Step 4: Choose GPU Configuration and Authentication method
- After selecting your required configuration options, you’ll see the available GPU nodes in your region and according to (or very close to) your configuration. In our case, we’ll choose a 1x RTX A6000 48GB GPU node with 64vCPUs/63GB RAM/200GB SSD.
2. Next, you’ll need to select an authentication method. Two methods are available: Password and SSH Key. We recommend using SSH keys, as they are a more secure option. To create one, head over to our official documentation.
Step 5: Choose an Image
The final step is to choose an image for the VM, which in our case is Nvidia Cuda.
In our previous blogs, we used pre-built images from the Templates tab when creating a Virtual Machine. However, for running a CUDA dependent model like HunyuanWorld-Voyager, we need a more customized environment with full CUDA12.4 development capabilities as mentioned in their requirements. That’s why, in this case, we switched to the Custom Image tab and selected a specific Docker image that meets all runtime and compatibility requirements.

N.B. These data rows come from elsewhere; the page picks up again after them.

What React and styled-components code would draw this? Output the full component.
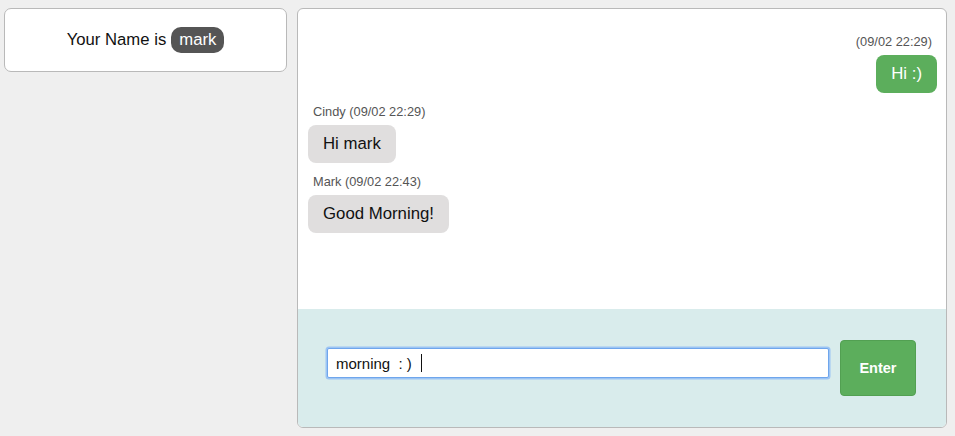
import React from 'react'
import styled, { createGlobalStyle } from 'styled-components'

const GlobalStyle = createGlobalStyle`
  html, body {
    margin: 0;
    padding: 0;
    background: #efefef;
    font-family: "Liberation Sans", Arial, sans-serif;
  }
`

const messages = [
  { id: 1, mine: true, name: '', time: '(09/02 22:29)', text: 'Hi :)' },
  { id: 2, mine: false, name: 'Cindy', time: '(09/02 22:29)', text: 'Hi mark' },
  { id: 3, mine: false, name: 'Mark', time: '(09/02 22:43)', text: 'Good Morning!' },
]

function App() {
  return (
    <Page>
      <GlobalStyle />
      <NameCard>
        Your Name is <NameBadge>mark</NameBadge>
      </NameCard>
      <ChatPanel>
        <MessageList>
          {messages.map(m => (
            <Message key={m.id} mine={m.mine}>
              <Meta>{m.name ? `${m.name} ${m.time}` : m.time}</Meta>
              <Bubble mine={m.mine}>{m.text}</Bubble>
            </Message>
          ))}
        </MessageList>
        <Composer>
          <InputBox>
            morning&nbsp;&nbsp;:&nbsp;)<Caret />
          </InputBox>
          <EnterButton>Enter</EnterButton>
        </Composer>
      </ChatPanel>
    </Page>
  )
}

export default App

const Page = styled.div`
  display: flex;
  align-items: flex-start;
  gap: 10px;
  padding: 8px 8px 8px 4px;
`

const NameCard = styled.div`
  width: 283px;
  height: 64px;
  box-sizing: border-box;
  background: #fff;
  border: 1px solid #b9b9b9;
  border-radius: 7px;
  display: flex;
  align-items: center;
  justify-content: center;
  gap: 5px;
  font-size: 16.7px;
  color: #111;
`

const NameBadge = styled.span`
  background: #555;
  color: #fff;
  border-radius: 10px;
  padding: 3px 8px 4px;
  line-height: 19px;
`

const ChatPanel = styled.div`
  width: 650px;
  height: 420px;
  box-sizing: border-box;
  background: #fff;
  border: 1px solid #b9b9b9;
  border-radius: 6px;
  overflow: hidden;
  display: flex;
  flex-direction: column;
`

const MessageList = styled.div`
  flex: 1;
  display: flex;
  flex-direction: column;
  gap: 11px;
  padding: 25px 9px 0 10px;
`

const Message = styled.div`
  display: flex;
  flex-direction: column;
  align-items: ${p => (p.mine ? 'flex-end' : 'flex-start')};
`

const Meta = styled.div`
  font-size: 12.8px;
  line-height: 16px;
  color: #555;
  margin: 0 5px 5px;
`

const Bubble = styled.div`
  height: 38px;
  box-sizing: border-box;
  display: flex;
  align-items: center;
  padding: 0 15px;
  border-radius: 8px;
  font-size: 16.8px;
  background: ${p => (p.mine ? '#5cae5c' : '#e0dede')};
  color: ${p => (p.mine ? '#fff' : '#111')};
`

const Composer = styled.div`
  height: 118px;
  flex-shrink: 0;
  background: #d9ecec;
  display: flex;
  align-items: center;
  gap: 11px;
  padding: 0 30px 0 29px;
`

const InputBox = styled.div`
  flex: 1;
  height: 30px;
  box-sizing: border-box;
  margin-bottom: 10px;
  background: #fff;
  border: 1px solid #6fa6ec;
  box-shadow: 0 0 0 1.5px #9cc4f4;
  border-radius: 2px;
  display: flex;
  align-items: center;
  padding: 0 8px;
  font-size: 15px;
  color: #111;
  white-space: pre;
`

const Caret = styled.span`
  display: inline-block;
  width: 1px;
  height: 18px;
  background: #111;
  margin-left: 9px;
`

const EnterButton = styled.button`
  width: 76px;
  height: 56px;
  background: #5cae5c;
  border: 1px solid #52a052;
  border-radius: 4px;
  color: #fff;
  font-family: "Liberation Sans", Arial, sans-serif;
  font-weight: bold;
  font-size: 14.5px;
  cursor: pointer;
`
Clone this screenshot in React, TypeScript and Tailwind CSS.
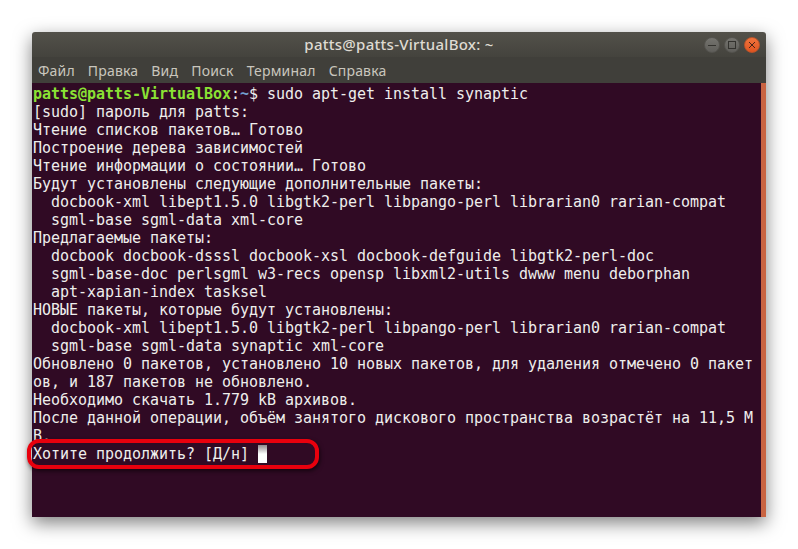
import React from 'react';

const MENU_ITEMS = ['Файл', 'Правка', 'Вид', 'Поиск', 'Терминал', 'Справка'];

const OUTPUT_LINES = [
  '[sudo] пароль для patts:',
  'Чтение списков пакетов… Готово',
  'Построение дерева зависимостей',
  'Чтение информации о состоянии… Готово',
  'Будут установлены следующие дополнительные пакеты:',
  '  docbook-xml libept1.5.0 libgtk2-perl libpango-perl librarian0 rarian-compat',
  '  sgml-base sgml-data xml-core',
  'Предлагаемые пакеты:',
  '  docbook docbook-dsssl docbook-xsl docbook-defguide libgtk2-perl-doc',
  '  sgml-base-doc perlsgml w3-recs opensp libxml2-utils dwww menu deborphan',
  '  apt-xapian-index tasksel',
  'НОВЫЕ пакеты, которые будут установлены:',
  '  docbook-xml libept1.5.0 libgtk2-perl libpango-perl librarian0 rarian-compat',
  '  sgml-base sgml-data synaptic xml-core',
  'Обновлено 0 пакетов, установлено 10 новых пакетов, для удаления отмечено 0 пакет',
  'ов, и 187 пакетов не обновлено.',
  'Необходимо скачать 1.779 kB архивов.',
  'После данной операции, объём занятого дискового пространства возрастёт на 11,5 M',
  'В.',
];

const WindowButton: React.FC<{ kind: 'min' | 'max' | 'close' }> = ({ kind }) => (
  <div
    className={`w-[16px] h-[16px] rounded-full border flex items-center justify-center ${
      kind === 'close'
        ? 'border-[#b8532a] bg-gradient-to-b from-[#f0733c] to-[#df5420]'
        : 'border-[#55544f] bg-gradient-to-b from-[#74736e] to-[#5f5e5a]'
    }`}
  >
    <svg width="10" height="10" viewBox="0 0 10 10" fill="none" stroke={kind === 'close' ? '#4a2417' : '#33322e'} strokeWidth="1">
      {kind === 'min' && <path d="M1 5.5h8" />}
      {kind === 'max' && <rect x="1.5" y="1.5" width="7" height="7" />}
      {kind === 'close' && <path d="M2 2l6 6M8 2l-6 6" />}
    </svg>
  </div>
);

export default function App() {
  return (
    <div className="w-[798px] h-[549px] bg-white pl-[32px] pt-[32px] overflow-hidden">
      <div className="relative w-[734px] h-[485px] flex flex-col shadow-[0_6px_18px_rgba(0,0,0,0.5)] rounded-t-[3px]">
        {/* Title bar */}
        <div className="h-[25px] shrink-0 flex items-center justify-between bg-gradient-to-b from-[#53514a] to-[#44433d] rounded-t-[3px]">
          <div className="w-[62px]" />
          <span className="text-[15px] font-medium tracking-[0.28px] text-[#dfdbd2] font-['Noto_Sans',sans-serif]">patts@patts-VirtualBox: ~</span>
          <div className="flex items-center gap-[4px] pr-[6px]">
            <WindowButton kind="min" />
            <WindowButton kind="max" />
            <WindowButton kind="close" />
          </div>
        </div>

        {/* Menu */}
        <div className="h-[26px] shrink-0 flex items-center pl-[6px] pt-[1px] gap-[13px] bg-[#403f3a] text-[14px] tracking-[0.18px] text-[#c9c6bd] font-['Noto_Sans',sans-serif]">
          {MENU_ITEMS.map(item => (
            <span key={item}>{item}</span>
          ))}
        </div>

        {/* Terminal */}
        <div className="flex-1 flex min-h-0">
          <div className="flex-1 bg-[#300a24] pl-[1px] pt-[2px] font-['DejaVu_Sans_Mono',monospace] text-[15px] leading-[18px] tracking-[-0.03px] text-[#eeeeec] whitespace-pre">
            <div>
              <span className="font-bold text-[#8ae234]">patts@patts-VirtualBox</span>
              <span>:</span>
              <span className="font-bold text-[#729fcf]">~</span>
              <span>$ sudo apt-get install synaptic</span>
            </div>
            {OUTPUT_LINES.map((line, i) => (
              <div key={i}>{line}</div>
            ))}
            <div className="flex">
              <span>Хотите продолжить? [Д/н] </span>
              <span className="w-[9px] h-[18px] bg-gradient-to-b from-[#8f8a8d] via-[#ffffff] to-[#ffffff]" />
            </div>
          </div>
          <div className="w-[5px] bg-[#c96442]" />
        </div>

        {/* Red highlight */}
        <div className="absolute left-[-5px] top-[407px] w-[292px] h-[30px] rounded-[12px] border-[4px] border-[#e8000d] shadow-[1px_2px_4px_rgba(0,0,0,0.6)]" />
      </div>
    </div>
  );
}
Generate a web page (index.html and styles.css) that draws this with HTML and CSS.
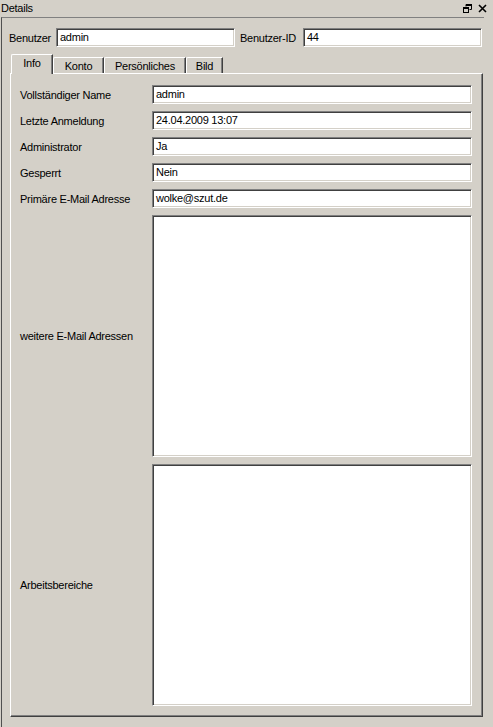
FILE: index.html
```html
<!DOCTYPE html>
<html>
<head>
<meta charset="utf-8">
<link rel="stylesheet" href="styles.css">
</head>
<body>
<div class="titlebar">
  <span class="title">Details</span>
  <span class="icons">
    <svg class="ico" width="9" height="9" viewBox="0 0 9 9">
      <path d="M3 0.5H8.5V5.5H6.5M3 0.5V2.5" fill="none" stroke="#000" stroke-width="1"/>
      <rect x="3" y="0" width="6" height="2" fill="#000"/>
      <rect x="0.5" y="3.5" width="5" height="5" fill="none" stroke="#000" stroke-width="1"/>
      <rect x="0" y="3" width="6" height="2" fill="#000"/>
    </svg>
    <svg class="ico" width="9" height="9" viewBox="0 0 9 9">
      <path d="M1 1L8 8M8 1L1 8" stroke="#000" stroke-width="1.6"/>
    </svg>
  </span>
</div>
<div class="frame">
  <div class="head">
    <span class="lbl">Benutzer</span>
    <div class="field">admin</div>
    <span class="lbl lbl2">Benutzer-ID</span>
    <div class="field">44</div>
  </div>
  <div class="tabs">
    <div class="tab active t1">Info</div>
    <div class="tab t2">Konto</div>
    <div class="tab t3">Persönliches</div>
    <div class="tab t4">Bild</div>
  </div>
  <div class="panel">
    <span class="plbl">Vollständiger Name</span><div class="field">admin</div>
    <span class="plbl">Letzte Anmeldung</span><div class="field">24.04.2009 13:07</div>
    <span class="plbl">Administrator</span><div class="field">Ja</div>
    <span class="plbl">Gesperrt</span><div class="field">Nein</div>
    <span class="plbl">Primäre E-Mail Adresse</span><div class="field">wolke@szut.de</div>
    <span class="plbl">weitere E-Mail Adressen</span><div class="field area"></div>
    <span class="plbl">Arbeitsbereiche</span><div class="field area"></div>
  </div>
</div>
</body>
</html>
```

FILE: styles.css
```css
html, body {
  margin: 0;
  padding: 0;
  background: #d4d0c8;
}
body {
  width: 493px;
  height: 727px;
  overflow: hidden;
  font-family: "Liberation Sans", Arial, sans-serif;
  font-size: 11px;
  letter-spacing: -0.25px;
  color: #000;
}
.titlebar {
  height: 17px;
  display: flex;
  align-items: center;
  justify-content: space-between;
  padding: 0 6px 0 1px;
}
.title {
  line-height: 17px;
}
.icons {
  display: flex;
  gap: 6px;
  padding-bottom: 1px;
}
.ico {
  display: block;
}
.frame {
  width: 482px;
  height: 709px;
  margin-left: 1px;
  border-top: 1px solid #808080;
  border-left: 1px solid #505050;
}
.head {
  display: grid;
  grid-template-columns: 47px 179px 68px 179px;
  align-items: center;
  padding: 10px 0 0 7px;
}
.lbl2 {
  padding-left: 5px;
}
.field {
  box-sizing: border-box;
  height: 19px;
  background: #fff;
  border-top: 1px solid #808080;
  border-left: 1px solid #808080;
  border-right: 1px solid #fff;
  border-bottom: 1px solid #fff;
  box-shadow: inset 1px 1px 0 #404040, inset -1px -1px 0 #d4d0c8;
  padding: 0 3px;
  line-height: 17px;
  white-space: nowrap;
  overflow: hidden;
}
.tabs {
  display: flex;
  align-items: flex-end;
  height: 19px;
  margin-top: 7px;
  padding-left: 9px;
  position: relative;
  z-index: 1;
}
.tab {
  box-sizing: border-box;
  height: 16px;
  border-top: 1px solid #fff;
  border-left: 1px solid #fff;
  border-right: 1px solid #404040;
  box-shadow: inset -1px 0 0 #808080;
  border-top-left-radius: 2px;
  text-align: center;
  line-height: 16px;
}
.tab.active {
  height: 20px;
  margin-bottom: -1px;
  background: #d4d0c8;
  line-height: 17px;
}
.t1 { width: 42px; }
.t2 { width: 51px; }
.t3 { width: 82px; }
.t4 { width: 37px; }
.panel {
  box-sizing: border-box;
  width: 473px;
  height: 644px;
  margin-left: 8px;
  border-top: 1px solid #fff;
  border-left: 1px solid #fff;
  border-right: 1px solid #404040;
  border-bottom: 1px solid #404040;
  box-shadow: inset -1px -1px 0 #808080;
  padding: 11px 10px 10px 9px;
  display: grid;
  grid-template-columns: 132px 320px;
  grid-template-rows: 19px 19px 19px 19px 19px 242px 242px;
  row-gap: 7px;
  align-items: center;
}
.field.area {
  height: 242px;
}
```
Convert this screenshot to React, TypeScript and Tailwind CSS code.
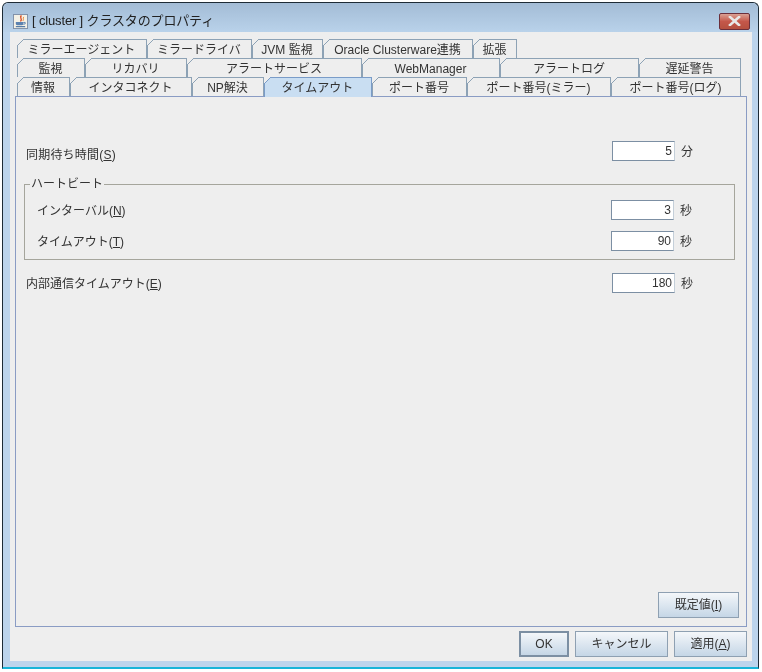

We chose the following image:
nvidia/cuda:12.4.0-devel-ubuntu22.04
This image is essential because it includes:
- Full CUDA toolkit (including
nvcc)
- Proper support for building and running GPU-based applications
- Compatibility with CUDA 12.4.0 required by model operations
Launch Mode
We selected:
Interactive shell server
This gives us SSH access and full control over terminal operations — perfect for installing dependencies, running benchmarks, and launching models.
Docker Repository Authentication
We left all fields empty here.
Since the Docker image is publicly available on Docker Hub, no login credentials are required.
Identification
nvidia/cuda:12.1.1-devel-ubuntu22.04
That’s it! You are now ready to deploy the node. Finalize the configuration summary, and if it looks good, click Create to deploy the node.
Step 6: Connect to active Compute Node using SSH
- As soon as you create the node, it will be deployed in a few seconds or a minute. Once deployed, you will see a status Running in green, meaning that our Compute node is ready to use!
- Once your GPU shows this status, navigate to the three dots on the right, click on Connect with SSH, and copy the SSH details that appear.
As you copy the details, follow the below steps to connect to the running GPU VM via SSH:
- Open your terminal, paste the SSH command, and run it.
2. In some cases, your terminal may take your consent before connecting. Enter ‘yes’.
3. A prompt will request a password. Type the SSH password, and you should be connected.
Output:
Next, If you want to check the GPU details, run the following command in the terminal:
!nvidia-smi
Step 7: Set up the project environment with dependencies
- Create a virtual environment using Anaconda.
conda create -n voyager python==3.11.9 -y && conda activate voyager
Output:
2. Clone the official repository of the project.
git clone https://github.com/Tencent-Hunyuan/HunyuanWorld-Voyager && cd HunyuanWorld-Voyager
Output:
3. Install required dependencies.
conda install pytorch==2.4.0 torchvision==0.19.0 torchaudio==2.4.0 pytorch-cuda=12.4 -c pytorch -c nvidia
python -m pip install -r requirements.txt
python -m pip install transformers==4.39.3
python -m pip install flash-attn
python -m pip install xfuser==0.4.2
apt-get update
apt-get install -y libgl1 libglib2.0-0
Output:
Step 8: Download and Run the model
1. Come outside of the repo directory, and download model checkpoints with the following command.
cd ..
huggingface-cli download tencent/HunyuanWorld-Voyager --local-dir ./ckpts
2. Run the model for inference using the given example image inputs.
python3 sample_image2video.py \
--model HYVideo-T/2 \
--input-path "examples/case1" \
--prompt "An old-fashioned European village with thatched roofs on the houses." \
--i2v-stability \
--infer-steps 50 \
--flow-reverse \
--flow-shift 7.0 \
--seed 0 \
--embedded-cfg-scale 6.0 \
--use-cpu-offload \
--save-path ./results
If you want to run with your custom image and/or prompt, then run the following command before running the above command.
(replace your_input_image with your input image path)
cd data_engine
python3 create_input.py --image_path "your_input_image" --render_output_dir "examples/case/" --type "forward"
Output:
Here’s the given example input image we used in our case:
Here’s the final generated video:
Conclusion
HunyuanWorld-Voyager not only transforms single images into immersive, world-consistent 3D video experiences but also streamlines the entire process with efficiency and scalability. By combining advanced video diffusion, long-range world exploration, and automated scene reconstruction, Voyager ensures both visual fidelity and geometric accuracy across extended scenes. NodeShift Cloud plays a pivotal role in this workflow, providing a robust, cloud-based intuitive platform and on-prem local private enterprise environment that simplifies deployment, accelerates computation, and enables seamless handling of large-scale models and datasets. Together, Voyager’s cutting-edge technology and NodeShift’s scalable infrastructure empower creators and researchers to explore, generate, and expand 3D worlds like never before, making sophisticated 3D video generation accessible and efficient for all teams, big or small.